Monday, October 03, 2011

'The Horrors of Stephen King'

Even as his novels have become increasingly hit-or-miss, one thing Stephen King has remained good at is being an advocate for the horror genre. He's articulated his love for horror in his nonfiction books Danse Macabre and On Writing, and would regularly promote examples of the genre (including stuff dismissed by critics and fans) in his now-defunct Entertainment Weekly column. So he's on solid ground for the new Turner Classic Movies special The Horrors of Stephen King, which features King talking about his favorite horror movies and why he likes them. It's a more superficial take than what King offered in Danse Macabre, which makes sense for TV, although some of the segments seem like little more than King naming a movie while we watch a clip from it.

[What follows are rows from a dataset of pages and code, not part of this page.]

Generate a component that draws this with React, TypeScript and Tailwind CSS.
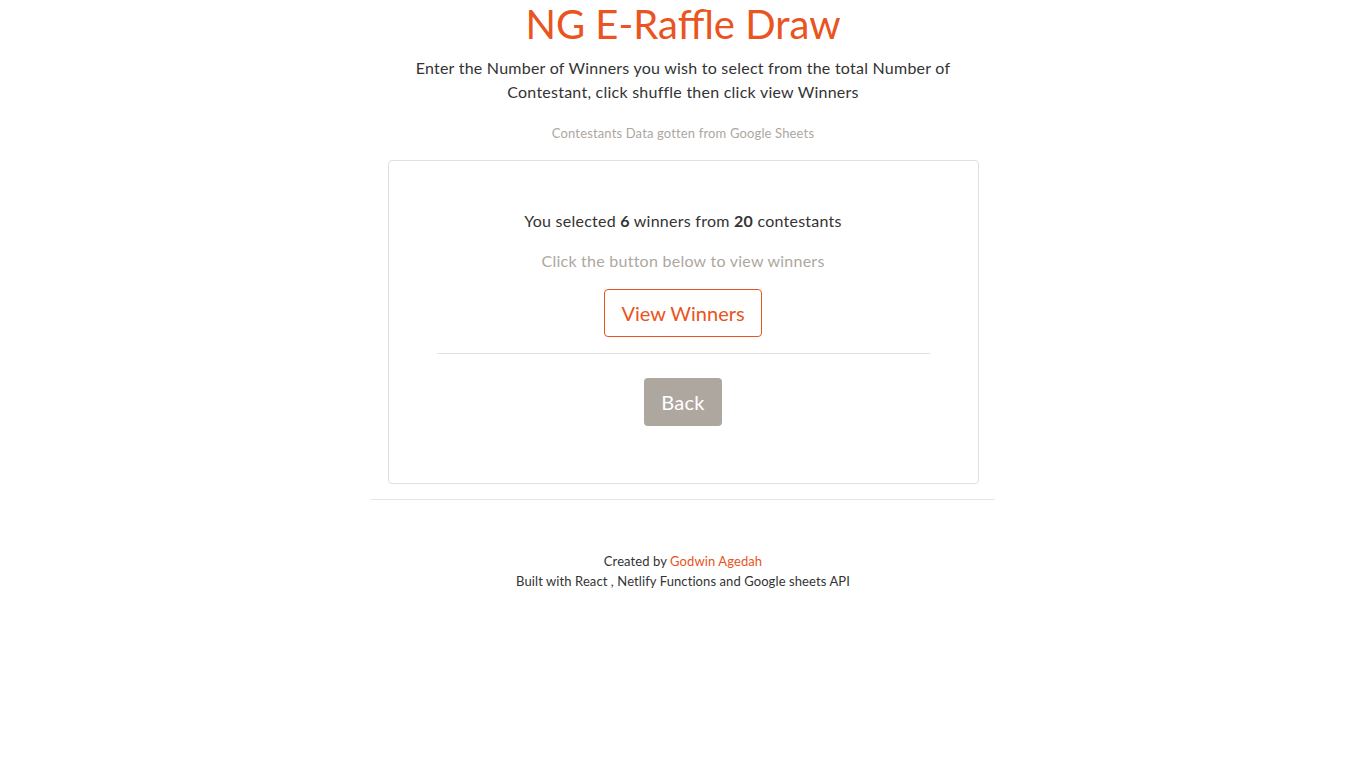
import React from 'react';

const font = { fontFamily: '"Lato", "Noto Sans", sans-serif' };

export default function App() {
  return (
    <div className="min-h-screen w-full bg-white text-[#333333]" style={font}>
      <div className="mx-auto w-[624px] flex flex-col items-center text-center">
        <h1 className="text-[40px] leading-[48px] text-[#e95420] font-normal">NG E-Raffle Draw</h1>
        <p className="mt-2 text-[16px] leading-6 w-[560px] tracking-[0.24px]">
          Enter the Number of Winners you wish to select from the total Number of Contestant, click shuffle then click view Winners
        </p>
        <p className="mt-[21px] text-[13px] leading-4 text-[#aea79f] tracking-[0.15px]">Contestants Data gotten from Google Sheets</p>

        <div className="mt-[19px] w-[591px] h-[324px] border border-[#dfdfdf] rounded-[4px] flex flex-col items-center pt-[48px] px-12 tracking-[0.25px]">
          <p className="text-[16px] leading-6">
            You selected <b>6</b> winners from <b>20</b> contestants
          </p>
          <p className="mt-4 text-[16px] leading-6 text-[#aea79f]">Click the button below to view winners</p>
          <button className="mt-4 w-[158px] h-[48px] border border-[#e95420] rounded-[4px] text-[20px] tracking-normal text-[#e95420] bg-white">
            View Winners
          </button>
          <div className="mt-4 w-full border-t border-[#e2e2e2]" />
          <button className="mt-6 w-[78px] h-[48px] rounded-[4px] bg-[#aea79f] text-white text-[20px]">Back</button>
        </div>

        <div className="mt-[15px] w-full border-t border-[#e5e5e5]" />

        <div className="mt-[51px] text-[13px] leading-5 tracking-[0.09px]">
          <div>
            Created by <span className="text-[#e95420]">Godwin Agedah</span>
          </div>
          <div>Built with React , Netlify Functions and Google sheets API</div>
        </div>
      </div>
    </div>
  );
}
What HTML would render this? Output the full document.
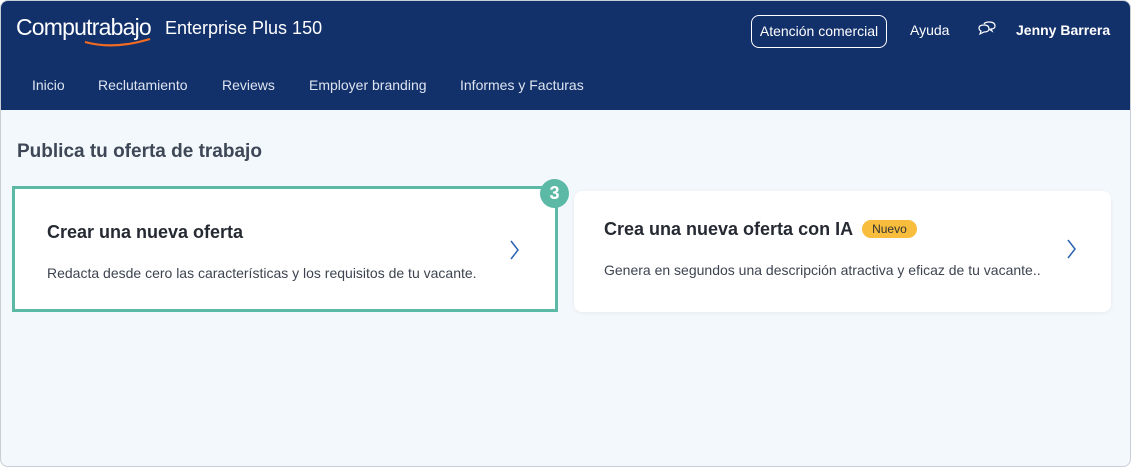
<!DOCTYPE html>
<html><head><meta charset="utf-8"><style>
*{margin:0;padding:0;box-sizing:border-box}
body{width:1131px;height:467px;font-family:"Liberation Sans",Arial,sans-serif;background:#fff;overflow:hidden}
.frame{position:absolute;left:0;top:0;width:1131px;height:467px;border:1px solid #c9ced6;border-radius:8px;overflow:hidden;background:#f3f8fc}
.in{position:absolute;left:-1px;top:-1px;width:1131px;height:467px}
.hdr{position:absolute;left:0;top:0;width:100%;height:110px;background:#12306a;color:#fff}
.abs{position:absolute;white-space:nowrap}
.logo{left:16px;top:14px;font-size:23px;letter-spacing:-0.8px}
.ent{left:165px;top:18px;font-size:18px}
.btn{left:751px;top:15px;width:136px;height:33px;border:1px solid #fff;border-radius:8px;font-size:14px;text-align:center;line-height:31px}
.nav{top:77px;font-size:14px;color:#dde4f0}
h1{position:absolute;left:17px;top:141px;font-size:19px;color:#3e4756;font-weight:bold}
.c1{left:12px;top:186px;width:546px;height:126px;border:3px solid #5bb9a6;background:#fff}
.c2{left:574px;top:191px;width:537px;height:121px;background:#fff;border-radius:8px;box-shadow:0 1px 4px rgba(0,0,0,.06)}
.t{position:absolute;font-size:18px;font-weight:bold;color:#262b33;white-space:nowrap}
.d{position:absolute;font-size:14px;color:#3d4450;white-space:nowrap}
.badge{left:540px;top:179px;width:29px;height:29px;border-radius:50%;background:#5bb9a6;color:#fff;font-weight:bold;font-size:18px;text-align:center;line-height:29px}
.nuevo{display:inline-block;background:#f8bd3c;color:#333;font-size:12px;font-weight:normal;border-radius:9px;padding:2px 10px;margin-left:9px;vertical-align:2px}
</style></head><body><div class="frame"><div class="in">
<div class="hdr">
<div class="abs logo">Computrabajo</div>
<svg class="abs" style="left:84px;top:38px" width="68" height="10"><path d="M1 4 Q30 12 66 1" stroke="#f26b22" stroke-width="2.2" fill="none"/></svg>
<div class="abs ent">Enterprise Plus 150</div>
<div class="abs btn">Atención comercial</div>
<div class="abs" style="left:910px;top:22px;font-size:14px">Ayuda</div>
<svg class="abs" style="left:977px;top:21px" width="20" height="16" viewBox="0 0 20 16" fill="none" stroke="#fff" stroke-width="1.2"><path d="M7 3 Q8 1 12 1 Q18 1 18 5 Q18 8 14 8 L15 10 L12 8"/><path d="M2 7 Q2 4 7 4 Q12 4 12 8 Q12 11 7 11 L3 13 L4 10 Q2 9 2 7Z"/></svg>
<div class="abs" style="left:1016px;top:22px;font-size:14px;font-weight:bold">Jenny Barrera</div>
<div class="abs nav" style="left:32px">Inicio</div>
<div class="abs nav" style="left:98px">Reclutamiento</div>
<div class="abs nav" style="left:222px">Reviews</div>
<div class="abs nav" style="left:309px">Employer branding</div>
<div class="abs nav" style="left:460px">Informes y Facturas</div>
</div>
<h1>Publica tu oferta de trabajo</h1>
<div class="abs c1">
<div class="t" style="left:32px;top:33px">Crear una nueva oferta</div>
<div class="d" style="left:32px;top:76px">Redacta desde cero las características y los requisitos de tu vacante.</div>
<svg style="position:absolute;left:494px;top:50px" width="12" height="22"><path d="M2 2 L9 11 L2 20" stroke="#2a62b0" stroke-width="1.5" fill="none"/></svg>
</div>
<div class="abs badge">3</div>
<div class="abs c2">
<div class="t" style="left:30px;top:28px">Crea una nueva oferta con IA<span class="nuevo">Nuevo</span></div>
<div class="d" style="left:30px;top:71px">Genera en segundos una descripción atractiva y eficaz de tu vacante..</div>
<svg style="position:absolute;left:492px;top:47px" width="12" height="22"><path d="M2 2 L9 11 L2 20" stroke="#2a62b0" stroke-width="1.5" fill="none"/></svg>
</div>
</div></div></body></html>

The best parts of the special feature King talking about the movies that scared him as a child or influenced his work, when you can see his real passion shine through. He's less convincing when talking about subgenres outside his main area of expertise (the treatment of Japanese horror films is especially shallow) or pretty much anything made after the 1980s. Director Laurent Bouzereau also gives King a relatively short time to talk about the movies based on his own work, which should probably either have been expanded to its own special or left out altogether. As it is, King barely gets going on that subject before Bouzereau moves on to another. Horror fans probably won't discover anything new here, but King's enthusiasm is, as always, infectious, and TCM could probably do better to just hire him to introduce horror classics, like the ghoulish version of Robert Osborne. That way he'd get to fully share his passions; here, what we get is mostly a bullet-pointed list.

Premieres tonight at 8 p.m. on Turner Classic Movies.